Today, CAWC is having its first major event of the year: a commemoration (read: celebration) of the second Intifada. For those who don't know, the Intifada is an organized movement to stop the Israeli-Palestinian peace process and destroy Israel through terrorist attacks and the murder of innocent civilians. To join CAWC in opposition to the War in Iraq you now not only have to oppose Israel, you have to support terrorism.
When CAWC ties its fringe beliefs to important causes like Iraq, they discredit the whole left. By acting as if opposition to Israel and the war in Iraq are inseparable, they make the anti-war movement as a whole, and liberalism in general, look bad. Because they say Iraq and Israel are two sides of the same coin, they alienate many of us who would gladly join them in protesting American policy in Iraq. Because they say that opposing Israel is a liberal cause, we start to worry about what it means to call ourselves liberals. It's as if CAWC and Karl Rove are reading from the same script, purposefully dividing those on the left and driving millions of would-be liberals into the Republican fold every year.

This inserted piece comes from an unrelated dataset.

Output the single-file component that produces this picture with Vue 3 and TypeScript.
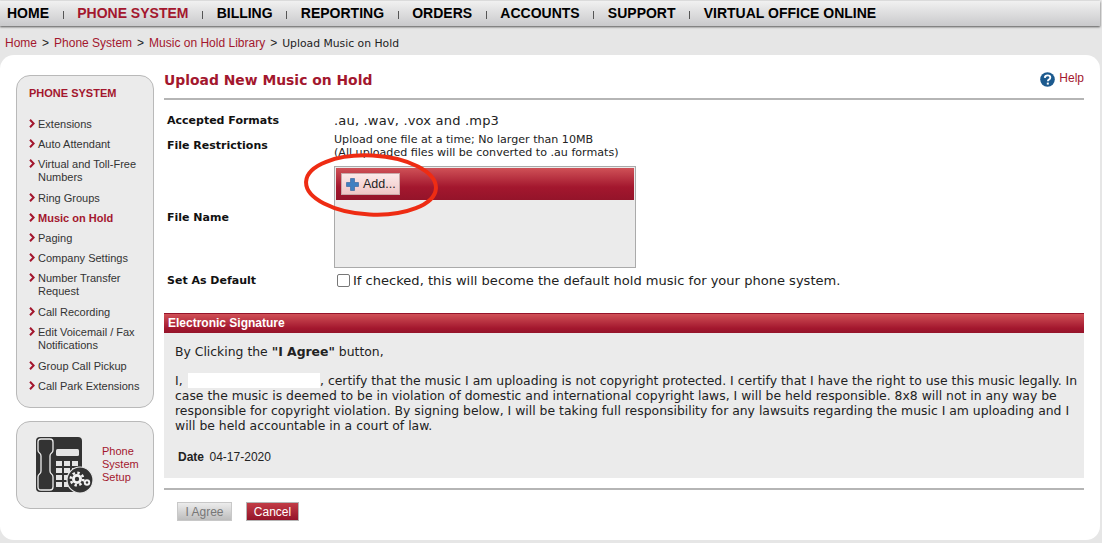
<template>
  <div class="page">
    <nav class="topnav">
      <template v-for="(item, i) in navItems" :key="item">
        <span v-if="i > 0" class="nav-sep"></span>
        <a :class="['nav-item', { active: item === 'PHONE SYSTEM' }]">{{ item }}</a>
      </template>
    </nav>

    <div class="crumbs">
      <a>Home</a><span class="gt">&gt;</span><a>Phone System</a><span class="gt">&gt;</span><a>Music on Hold Library</a><span class="gt">&gt;</span><span class="current">Upload Music on Hold</span>
    </div>

    <div class="card">
      <aside class="side">
        <div class="side-menu">
          <h4>PHONE SYSTEM</h4>
          <ul>
            <li v-for="link in sideLinks" :key="link" :class="{ current: link === 'Music on Hold', wrapped: link.length > 22 }">
              <svg class="chev" width="6" height="9" viewBox="0 0 6 9"><path d="M1 .8 4.6 4.5 1 8.2" fill="none" stroke="#a3172e" stroke-width="2" /></svg>
              <span>{{ link }}</span>
            </li>
          </ul>
        </div>
        <div class="setup">
          <svg class="phone" width="60" height="58" viewBox="0 0 60 58">
            <rect x="0" y="1" width="46" height="55" rx="4" fill="#333" />
            <path d="M2 6q0-3 3-3h9q3 0 3 3v8q0 2-1.5 3-1.5 1-1.5 3v15q0 2 1.5 3 1.5 1 1.5 3v10q0 3-3 3H5q-3 0-3-3V41q0-2 1.5-3Q5 37 5 35V20q0-2-1.5-3Q2 16 2 14Z" fill="#333" stroke="#eee" stroke-width="1.3" />
            <rect x="20" y="13" width="23" height="7" rx="1.5" fill="#e4e4e4" />
            <g fill="#e4e4e4">
              <rect x="20" y="25" width="6" height="5" /><rect x="28" y="25" width="6" height="5" /><rect x="36" y="25" width="6" height="5" />
              <rect x="20" y="32" width="6" height="5" /><rect x="28" y="32" width="6" height="5" /><rect x="36" y="32" width="6" height="5" />
              <rect x="20" y="39" width="6" height="5" /><rect x="28" y="39" width="6" height="5" />
              <rect x="20" y="46" width="6" height="5" /><rect x="28" y="46" width="6" height="5" />
            </g>
            <circle cx="44" cy="44" r="13" fill="#333" stroke="#e8e8e8" stroke-width="1.2" />
            <circle cx="41" cy="43" r="6.2" fill="none" stroke="#f2f2f2" stroke-width="2.6" stroke-dasharray="2.4 2.4" />
            <circle cx="41" cy="43" r="5" fill="#f2f2f2" />
            <circle cx="41" cy="43" r="2.2" fill="#333" />
            <circle cx="51" cy="46.5" r="3.2" fill="#f2f2f2" />
            <circle cx="51" cy="46.5" r="1.2" fill="#333" />
          </svg>
          <span class="setup-label">Phone<br />System<br />Setup</span>
        </div>
      </aside>

      <main class="main">
        <header class="head">
          <h1>Upload New Music on Hold</h1>
          <a class="help">
            <svg width="15" height="15" viewBox="0 0 15 15">
              <circle cx="7.5" cy="7.5" r="7.3" fill="#1c5a8e" />
              <path d="M4.8 5.8q.2-2.4 2.8-2.4 2.7 0 2.7 2.2 0 1.3-1.4 2-1 .6-1 1.6" fill="none" stroke="#fff" stroke-width="1.9" />
              <rect x="6.8" y="10.6" width="2" height="2" fill="#fff" />
            </svg>
            Help
          </a>
        </header>

        <div class="form">
          <div class="row formats">
            <label>Accepted Formats</label>
            <div class="val big spaced">.au, .wav, .vox and .mp3</div>
          </div>
          <div class="row restrictions">
            <label>File Restrictions</label>
            <div class="val small">Upload one file at a time; No larger than 10MB<br />(All uploaded files will be converted to .au formats)</div>
          </div>
          <div class="row filename">
            <label>File Name</label>
            <div class="uploader">
              <div class="up-bar">
                <button class="add">
                  <svg width="13" height="13" viewBox="0 0 13 13"><path d="M4.5.5h4v4h4v4h-4v4h-4v-4h-4v-4h4Z" fill="#3f7fc1" stroke="#2c5f9a" stroke-width=".6" /></svg>
                  Add...
                </button>
              </div>
            </div>
          </div>
          <div class="row dflt">
            <label>Set As Default</label>
            <div class="val big check"><span class="box"></span>If checked, this will become the default hold music for your phone system.</div>
          </div>
        </div>

        <section class="sig">
          <div class="sig-bar">Electronic Signature</div>
          <div class="sig-body">
            <p class="intro">By Clicking the <b>"I Agree"</b> button,</p>
            <p class="legal">I, <span class="blank"></span>, certify that the music I am uploading is not copyright protected. I certify that I have the right to use this music legally. In case the music is deemed to be in violation of domestic and international copyright laws, I will be held responsible. 8x8 will not in any way be responsible for copyright violation. By signing below, I will be taking full responsibility for any lawsuits regarding the music I am uploading and I will be held accountable in a court of law.</p>
            <p class="date"><b>Date</b>04-17-2020</p>
          </div>
        </section>

        <div class="actions">
          <button class="btn off">I Agree</button>
          <button class="btn cancel">Cancel</button>
        </div>
      </main>
    </div>

    <svg class="ring" width="140" height="70" viewBox="0 0 140 70">
      <ellipse cx="69" cy="32" rx="65" ry="29.5" transform="rotate(3 69 32)" fill="none" stroke="#ee2c13" stroke-width="4" />
    </svg>
  </div>
</template>

<script setup lang="ts">
const navItems: string[] = [
  "HOME",
  "PHONE SYSTEM",
  "BILLING",
  "REPORTING",
  "ORDERS",
  "ACCOUNTS",
  "SUPPORT",
  "VIRTUAL OFFICE ONLINE",
];

const sideLinks: string[] = [
  "Extensions",
  "Auto Attendant",
  "Virtual and Toll-Free Numbers",
  "Ring Groups",
  "Music on Hold",
  "Paging",
  "Company Settings",
  "Number Transfer Request",
  "Call Recording",
  "Edit Voicemail / Fax Notifications",
  "Group Call Pickup",
  "Call Park Extensions",
];
</script>

<style>
html,
body {
  margin: 0;
  background: #e6e6e6;
}
</style>

<style scoped>
.page {
  position: relative;
  width: 1102px;
  height: 543px;
  overflow: hidden;
  background: #e6e6e6;
  font-family: "Liberation Sans", Arial, sans-serif;
}

.topnav {
  display: flex;
  align-items: center;
  width: 1100px;
  height: 25px;
  margin-top: 1px;
  padding: 0 0 2px 7px;
  box-sizing: border-box;
  background: linear-gradient(#f1f1f1, #c9c9cb);
  box-shadow: 0 1px 2px #555;
  font-size: 14px;
  font-weight: bold;
  color: #000;
}

.nav-item.active {
  color: #a3172e;
}

.nav-sep {
  width: 1px;
  height: 8px;
  margin: 4px 13.6px 0 13.6px;
  background: #555;
}

.crumbs {
  height: 29px;
  padding: 10px 0 0 5px;
  box-sizing: border-box;
  font-size: 12px;
  line-height: 14px;
  color: #222;
}

.crumbs a {
  color: #a3172e;
}

.gt {
  margin: 0 5px;
}

.crumbs .current {
  font-family: "DejaVu Sans", Verdana, sans-serif;
  font-size: 10.8px;
}

.card {
  display: flex;
  width: 1100px;
  height: 485px;
  box-sizing: border-box;
  padding: 20px 16px 0 16px;
  background: #fff;
  border-radius: 14px;
}

.side {
  flex: 0 0 138px;
  margin-right: 10px;
}

.side-menu {
  height: 333px;
  box-sizing: border-box;
  padding: 11px 4px 0 12px;
  background: #ebebeb;
  border: 1px solid #b9b9b9;
  border-radius: 14px;
}

.side-menu h4 {
  margin: 0 0 18px;
  font-size: 11px;
  line-height: 13px;
  font-weight: bold;
  color: #a3172e;
}

.side-menu ul {
  margin: 0;
  padding: 0;
  list-style: none;
}

.side-menu li {
  display: flex;
  gap: 3px;
  margin-bottom: 7px;
  font-size: 11px;
  line-height: 13px;
  color: #333;
}

.side-menu li.wrapped {
  margin-bottom: 8px;
}

.side-menu li.current {
  font-weight: bold;
  color: #a3172e;
}

.chev {
  flex: none;
  margin: 1px 0 0 0;
}

.setup {
  display: flex;
  align-items: center;
  height: 88px;
  box-sizing: border-box;
  margin-top: 13px;
  padding-left: 19px;
  background: #ebebeb;
  border: 1px solid #b9b9b9;
  border-radius: 14px;
}

.phone {
  flex: none;
}

.setup-label {
  margin: -2px 0 0 6px;
  font-size: 11px;
  line-height: 13px;
  color: #a3172e;
}

.main {
  flex: 1;
  min-width: 0;
  font-family: "DejaVu Sans", Verdana, sans-serif;
}

.head {
  display: flex;
  justify-content: space-between;
  height: 23px;
  border-bottom: 2px solid #b5b5b5;
}

.head h1 {
  margin: 0;
  font-size: 13.9px;
  line-height: 11px;
  font-weight: bold;
  color: #a3172e;
}

.help {
  display: flex;
  gap: 4px;
  font-family: "Liberation Sans", Arial, sans-serif;
  font-size: 12px;
  line-height: 13px;
  color: #a3172e;
  height: 15px;
  margin-top: -3px;
}

.form {
  padding: 14px 0 0 3px;
}

.row {
  display: flex;
}

.row label {
  flex: 0 0 167px;
  font-size: 11px;
  line-height: 13px;
  font-weight: bold;
  color: #111;
}

.val {
  color: #222;
}

.big {
  font-size: 13.05px;
  line-height: 14px;
}

.spaced {
  letter-spacing: 0.17px;
}

.small {
  font-size: 11.1px;
  line-height: 13px;
}

.formats {
  height: 19px;
}

.restrictions {
  height: 33px;
}

.restrictions label {
  margin-top: 6px;
}

.filename {
  height: 102px;
}

.filename label {
  margin-top: 45px;
}

.uploader {
  width: 302px;
  height: 102px;
  box-sizing: border-box;
  padding: 1px;
  background: #ebebeb;
  border: 1px solid #aaa;
}

.up-bar {
  height: 32px;
  padding: 5px 0 0 5px;
  box-sizing: border-box;
  background: linear-gradient(#cf5157, #a3172e 60%, #94142a);
}

.add {
  display: flex;
  align-items: center;
  gap: 4px;
  width: 59px;
  height: 22px;
  padding: 0 0 0 4px;
  background: linear-gradient(#fbeaea, #f0c6c6);
  border: 1px solid #c9a9a9;
  font-family: "Liberation Sans", Arial, sans-serif;
  font-size: 12.5px;
  color: #222;
}

.dflt {
  margin-top: 6px;
  height: 39px;
}

.check {
  display: flex;
  align-items: center;
  height: 14px;
}

.box {
  width: 11px;
  height: 11px;
  margin: -1px 3px 0 3px;
  background: #fff;
  border: 1px solid #777;
  border-radius: 2px;
}

.sig-bar {
  height: 20px;
  box-sizing: border-box;
  padding-left: 4px;
  background: linear-gradient(#d05056, #a3172e 75%, #94142a);
  border-top: 1px solid #94142a;
  font-family: "Liberation Sans", Arial, sans-serif;
  font-size: 12px;
  font-weight: bold;
  line-height: 18px;
  color: #fff;
}

.sig-body {
  height: 145px;
  box-sizing: border-box;
  padding: 11px 6px 0 11px;
  background: #ebebeb;
  font-size: 12.4px;
  line-height: 15px;
  color: #222;
}

.sig-body p {
  margin: 0;
}

.legal {
  margin-top: 14px !important;
}

.blank {
  display: inline-block;
  width: 132px;
  height: 15px;
  margin-left: 1.5px;
  vertical-align: -3px;
  background: #fff;
}

.date {
  margin: 17px 0 0 3px !important;
  font-family: "Liberation Sans", Arial, sans-serif;
  font-size: 12px;
}

.date b {
  margin-right: 5.5px;
}

.actions {
  display: flex;
  gap: 14px;
  margin-top: 10px;
  padding: 12px 0 0 13px;
  border-top: 2px solid #b5b5b5;
}

.btn {
  height: 19px;
  padding: 0;
  font-family: "Liberation Sans", Arial, sans-serif;
  font-size: 12px;
}

.btn.off {
  width: 55px;
  background: linear-gradient(#ececec, #bdbdbd);
  border: 1px solid #c8c8c8;
  color: #777;
}

.btn.cancel {
  width: 53px;
  background: linear-gradient(#c23c46, #94142a);
  border: 1px solid #b5b5b5;
  color: #fff;
}

.ring {
  position: absolute;
  left: 302px;
  top: 153px;
}
</style>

People have a right to oppose Israel's policies. They have a right to voice their opinions and protest Israel when it does something wrong. But the fact is that Israel and Iraq are two completely different issues. Supporting Israel with its exemplary voting rights for women, its universal health care, its legalization of civil unions for gay couples, and its diverse and tolerant society is just as liberal and progressive as supporting Social Security. CAWC shouldn't let its ulterior motives drag our beliefs into the fringe and ruin being liberal for the rest of us.